The number of sales in 2010 increased and time on the market decreased, but both were due to appealing pricing in the short sale and foreclosure marketplace that has become about half the business.
By Rick Wallace / Special to The Malibu Times
The year 2010 was better than 2009 in some key ways, as the number of home sales increased and time on the market decreased, but otherwise the year did little to stem the trends established when the Malibu real estate market plummeted last year. Historically, 2009 ranks as Malibu’s real estate nightmare.
This year had its moments, such as 10 beach homes selling for $15 million or more. Nevertheless, the averages of the market as a whole, excluding ultra-luxury beach homes, showed further erosion in values.
With a year gone by now to reflect, it is all the more clear that 2009 was miserable in every measurable way. For one thing, the median value in Malibu went down more than 25 percent in one quick collapse. For another, the inventory of homes for sale shot upward. Furthermore, the time on market to sell a house reached an agonizing average of about 11 months.
The chart above tracks every significant statistic for Malibu real estate, going back to 2005. Among the highlights:
For the 5th year in a row, total sales in Malibu will be less than 200 homes. The local market cannot achieve appreciation with such limited sales totals (unless there is a notably low supply, or inventory, as there was until 2009 hit).
Median sale prices have clearly fallen to pre-2005 levels. For landside homes, the median has dropped from a high of $2.5 million, plummeting last year to $2,087,000, to $1,925,000 million this year. The condo median price was more than $1.1 million two years ago. Now? Just over $600,000.
Sales volume in 2009 of about $420 million was less than half of 2007, let alone 2005. Additionally, there was about two and a half times the number of homes sales in 2005 as compared to 2009. There were more than three times the number of condo sales.
2010 has been decorated by increased activity at the high end and the low end. The middle has suffered. Plentiful lower-priced beach sales this year balanced out the 10 megadeals, thus keeping the beach median at a moderate $7.5 million. Meanwhile, landside houses are selling more frequently at prices less than $2 million than above.
The Total Sales compared with the Average number of Homes Listed tallies are the best indicators of the market direction. It is still a strong buyer’s market. But the supply side increase is slowing, and the buy side is moving upward. Prices will likely fade lower until the lines cross. In 2008, as Malibu values were peaking, it was clear the power switched to buyers and prices were headed for a fall.

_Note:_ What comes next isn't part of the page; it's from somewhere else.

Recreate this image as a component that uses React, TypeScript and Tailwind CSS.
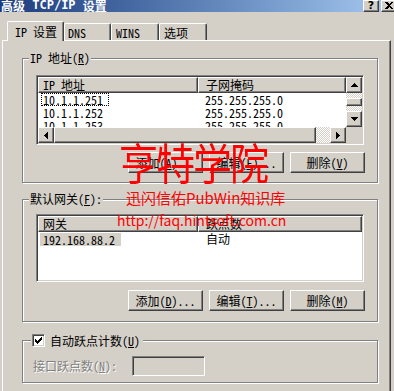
import React from "react";

const font = "font-['Noto_Sans_Mono_CJK_SC','Noto_Sans_CJK_SC',sans-serif]";
const raised =
  "border border-t-white border-l-white border-r-[#404040] border-b-[#404040] shadow-[inset_-1px_-1px_0_#808080] bg-[#d4d0c8]";
const sunken =
  "border border-t-[#808080] border-l-[#808080] border-r-white border-b-white shadow-[inset_1px_1px_0_#404040,inset_-1px_-1px_0_#d4d0c8] p-px";
const dither = "[background:repeating-conic-gradient(#fff_0%_25%,#d4d0c8_0%_50%)_0_0/2px_2px]";

const arrows = {
  up: { w: 7, h: 4, d: "M3 0h1v1h1v1h1v1h1v1H0V3h1V2h1V1h1z" },
  down: { w: 7, h: 4, d: "M0 0h7v1H6v1H5v1H4v1H3V3H2V2H1V1H0z" },
  left: { w: 4, h: 7, d: "M3 0h1v7H3V6H2V5H1V4H0V3h1V2h1V1h1z" },
  right: { w: 4, h: 7, d: "M0 0h1v1h1v1h1v1h1v1H3v1H2v1H1v1H0z" },
};

function ScrollBtn({ dir }: { dir: keyof typeof arrows }) {
  const a = arrows[dir];
  return (
    <div className={`${raised} w-[16px] h-[16px] shrink-0 flex items-center justify-center`}>
      <svg width={a.w} height={a.h} viewBox={`0 0 ${a.w} ${a.h}`} shapeRendering="crispEdges">
        <path d={a.d} fill="#000" />
      </svg>
    </div>
  );
}

function Key({ k }: { k: string }) {
  return (
    <>
      (<u className="underline-offset-[1px]">{k}</u>)
    </>
  );
}

function Btn({ label, k, dots }: { label: string; k: string; dots?: boolean }) {
  return (
    <div className={`${raised} w-[75px] h-[21px] flex items-center justify-center`}>
      {label}
      <Key k={k} />
      {dots ? "..." : ""}
    </div>
  );
}

function HeaderCell({ text, className }: { text: string; className: string }) {
  return <div className={`${raised} h-[16px] flex items-center ${className}`}>{text}</div>;
}

function Group({
  legend,
  legendClass,
  className,
  children,
}: {
  legend: React.ReactNode;
  legendClass: string;
  className: string;
  children: React.ReactNode;
}) {
  return (
    <fieldset
      className={`ml-[19px] w-[356px] border border-[#808080] shadow-[inset_1px_1px_0_#fff,1px_1px_0_#fff] ${className}`}
    >
      <legend className={`bg-[#d4d0c8] leading-[12px] ${legendClass}`}>{legend}</legend>
      {children}
    </fieldset>
  );
}

function Check() {
  const px = [
    [6, 0], [5, 1], [6, 1], [0, 2], [4, 2], [5, 2], [6, 2],
    [0, 3], [1, 3], [3, 3], [4, 3], [5, 3],
    [0, 4], [1, 4], [2, 4], [3, 4], [4, 4],
    [1, 5], [2, 5], [3, 5], [2, 6],
  ];
  return (
    <div className={`${sunken} w-[13px] h-[13px] bg-white flex items-center justify-center`}>
      <svg width="7" height="7" viewBox="0 0 7 7" shapeRendering="crispEdges">
        {px.map(([x, y]) => (
          <rect key={`${x}-${y}`} x={x} y={y} width="1" height="1" fill="#000" />
        ))}
      </svg>
    </div>
  );
}

const ipRows = ["10.1.1.251", "10.1.1.252", "10.1.1.253"];

export default function App() {
  return (
    <div
      className={`${font} relative w-[394px] h-[391px] overflow-hidden bg-[#d4d0c8] text-[12px] leading-[12px] text-black`}
    >
      {/* title bar */}
      <div className="h-[12px] flex items-end bg-linear-to-r from-[#1c3b7d] to-[#a6caf0]">
        <div className="self-start pl-px font-bold text-white whitespace-pre flex leading-[11px]">
          <span>高级</span>
          <span className="font-['DejaVu_Sans_Mono',monospace]"> TCP/IP </span>
          <span>设置</span>
        </div>
        <div className="ml-auto flex gap-[2px] pl-[2px]">
          <div className={`${raised} w-[16px] h-[12px] flex items-end justify-center font-['DejaVu_Sans',sans-serif] font-bold text-[11px] leading-[11px]`}>
            ?
          </div>
          <div className={`${raised} w-[16px] h-[12px] flex items-end justify-center pb-[2px] -mr-[3px]`}>
            <svg width="8" height="7" viewBox="0 0 8 7" shapeRendering="crispEdges">
              <path d="M0 0h2l2 2 2-2h2L5 3.5 8 7H6L4 5 2 7H0l3-3.5z" fill="#000" />
            </svg>
          </div>
        </div>
      </div>

      {/* tabs */}
      <div className="flex items-end h-[28px] pl-[7px]">
        <div className="relative z-10 -mb-px h-[20px] w-[57px] bg-[#d4d0c8] border-t border-l border-r border-t-white border-l-white border-r-[#404040] shadow-[inset_-1px_0_0_#808080] rounded-t-[2px] pt-[4px] pl-[7px] whitespace-pre">
          IP 设置
        </div>
        <div className="h-[17px] w-[47px] border-t border-l border-r border-t-white border-l-white border-r-[#404040] shadow-[inset_-1px_0_0_#808080] rounded-t-[2px] pt-[3px] pl-[3px]">
          DNS
        </div>
        <div className="h-[17px] w-[48px] border-t border-l border-r border-t-white border-l-white border-r-[#404040] shadow-[inset_-1px_0_0_#808080] rounded-t-[2px] pt-[3px] pl-[4px]">
          WINS
        </div>
        <div className="h-[17px] w-[48px] border-t border-l border-r border-t-white border-l-white border-r-[#404040] shadow-[inset_-1px_0_0_#808080] rounded-t-[2px] pt-[3px] pl-[4px]">
          选项
        </div>
      </div>

      {/* panel */}
      <div className="ml-[2px] w-[389px] h-[360px] border-t border-l border-r border-t-white border-l-white border-r-[#404040] shadow-[inset_-1px_0_0_#808080]">
        {/* IP addresses */}
        <Group
          className="mt-[11px]"
          legendClass="ml-[6px] px-px whitespace-pre"
          legend={
            <>
              IP 地址<Key k="R" />
            </>
          }
        >
          <div className="px-[13px] pt-[11px] pb-[9px]">
            <div className={`${sunken} bg-white w-[328px] h-[70px] flex flex-col`}>
              <div className="flex h-[50px]">
                <div className="w-[308px] flex flex-col overflow-hidden">
                  <div className="flex shrink-0">
                    <HeaderCell text="IP 地址" className="w-[160px] pl-[4px] whitespace-pre" />
                    <HeaderCell text="子网掩码" className="flex-1 pl-[7px]" />
                  </div>
                  {ipRows.map((ip, i) => (
                    <div key={ip} className="flex h-[13px] shrink-0 items-center">
                      <div className="w-[160px] pl-[3px]">
                        <span
                          className={`inline-block pl-px pr-[5px] leading-[11px] border ${
                            i === 0 ? "border-dotted border-black" : "border-transparent"
                          }`}
                        >
                          {ip}
                        </span>
                      </div>
                      <div className="pl-[7px]">255.255.255.0</div>
                    </div>
                  ))}
                </div>
                <div className="w-[16px] flex flex-col">
                  <ScrollBtn dir="up" />
                  <div className={`h-[18px] ${dither} pt-[5px]`}>
                    <div className={`${raised} h-[8px]`} />
                  </div>
                  <ScrollBtn dir="down" />
                </div>
              </div>
              <div className="flex h-[16px]">
                <ScrollBtn dir="left" />
                <div className={`${raised} w-[262px] h-[16px]`} />
                <div className={`flex-1 ${dither}`} />
                <ScrollBtn dir="right" />
                <div className="w-[16px] bg-[#d4d0c8]" />
              </div>
            </div>
            <div className="mt-[7px] -mr-px flex justify-end gap-[6px]">
              <Btn label="添加" k="A" dots />
              <Btn label="编辑" k="E" dots />
              <Btn label="删除" k="V" />
            </div>
          </div>
        </Group>

        {/* gateways */}
        <Group
          className="mt-[10px]"
          legendClass="ml-[6px] px-px"
          legend={
            <>
              默认网关<Key k="F" />:
            </>
          }
        >
          <div className="px-[13px] pt-[9px] pb-[10px]">
            <div className={`${sunken} bg-white w-[328px] h-[68px] flex flex-col overflow-hidden`}>
              <div className="flex shrink-0">
                <HeaderCell text="网关" className="w-[160px] pl-[4px]" />
                <HeaderCell text="跃点数" className="flex-1 pl-[7px]" />
              </div>
              <div className="flex h-[14px] items-center">
                <div className="w-[160px] pl-[2px]">
                  <span className="inline-block bg-[#d4d0c8] pl-[3px] pr-[6px] leading-[13px]">192.168.88.2</span>
                </div>
                <div className="pl-[8px]">自动</div>
              </div>
            </div>
            <div className="mt-[8px] -mr-px flex justify-end gap-[6px]">
              <Btn label="添加" k="D" dots />
              <Btn label="编辑" k="T" dots />
              <Btn label="删除" k="M" />
            </div>
          </div>
        </Group>

        {/* metric */}
        <Group
          className="mt-[12px]"
          legendClass="ml-[8px] pl-px pr-[3px] flex items-center gap-[5px]"
          legend={
            <>
              <Check />
              <span>
                自动跃点计数<Key k="U" />
              </span>
            </>
          }
        >
          <div className="pl-[10px] pt-[9px] pb-[6px] flex items-center">
            <div className="w-[99px] text-[#808080] [text-shadow:1px_1px_0_#fff]">
              接口跃点数<Key k="N" />:
            </div>
            <div className={`${sunken} w-[73px] h-[20px] bg-[#d4d0c8]`} />
          </div>
        </Group>
      </div>

      {/* watermark */}
      <div className="absolute left-[119px] top-[140px] origin-top scale-y-[1.12] font-['Noto_Sans_CJK_SC',sans-serif] text-[39px] leading-none tracking-[-2px] text-[#ff0000] pointer-events-none whitespace-nowrap">
        亨特学院
      </div>
      <div className="absolute left-[126px] top-[190px] font-['Noto_Sans_CJK_SC',sans-serif] text-[15px] leading-none text-[#ff0000] pointer-events-none whitespace-nowrap">
        迅闪信佑PubWin知识库
      </div>
      <div className="absolute left-[117px] top-[213px] font-['Noto_Sans_CJK_SC',sans-serif] text-[14px] leading-none text-[#ff0000] pointer-events-none whitespace-nowrap">
        http://faq.hintsoft.com.cn
      </div>
    </div>
  );
}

Nevertheless, nobody could’ve predicted that Malibu would drop 25 percent in one year. It never happened before. Even in the recession-based depreciation of the early 1990s, Malibu never dropped more than 10 percent in any year.
Then again, amidst the lending and financial crisis of 2007- 2008, the state median price dropped from its peak of $484,000 (in March, 2007) to $221,000 (in April 2009). Closer to home, the Southland median went from $505,000 to $247,000 during the same period. Malibu’s real estate “Waterloo” was apparently destined for 2009.
Of course, a few more sales from this year will trickle into the stats but change the outcome very little. 2010 was historically poor, but a moral victory of sorts. The number of sales increased and time on the market decreased, but both were due to appealing pricing in the short sale and foreclosure marketplace that has become about half the business. It is inescapable that short sale/foreclosure values are the values for every home at this time, because they are the ones attracting buyer interest at the current time.
Thus, the present direction of prices is unmistakable. Note that without the 10 particular beach sales accounting for $220 million volume, including Malibu’s all-time highest sale on Carbon Beach for $37 million, the average for 2010 would have dropped to about $3 million, far lower than the $3.7 tier that characterized 2005 and 2009.
Even though the median for Malibu homes as a whole has dropped from $3.225 million to $2.3 million, only about 30 percent, the condo market median plummet of 48 percent is probably more indicative of the reality most homeowners are facing in the market. The action is in the lower-priced ranges, where affordability is crucial.
It is worth noting that during years 2000, 2002, 2003, 2004, the number of sales in Malibu was more than 300 per year. The inventory dropped below 200. In March, 2005 it dipped to only 95 homes for sale. Those were the good old days, bringing robust appreciation.
It was thought only a nuclear war, or tragic natural disaster, could do such damage to the local real estate market since then, or possibly a full-scale national economic meltdown. That last option is basically in effect, as it pertains to real estate. Malibu has not been exempt. It is practically a no-loan/no-credit marketplace, and priced accordingly, the likes of which have not been seen since the 18 percent interest rates of the early 1980s.
The numbers herein are based on weekly reviews of the Multiple Listing Service information, as well as frequent examinations of numerous sources of title information of every home and condominium in the 90265 ZIP code. The listing and sales history of every property in Malibu, some 4,100 homes and 1,100 condos, is accounted for in this study.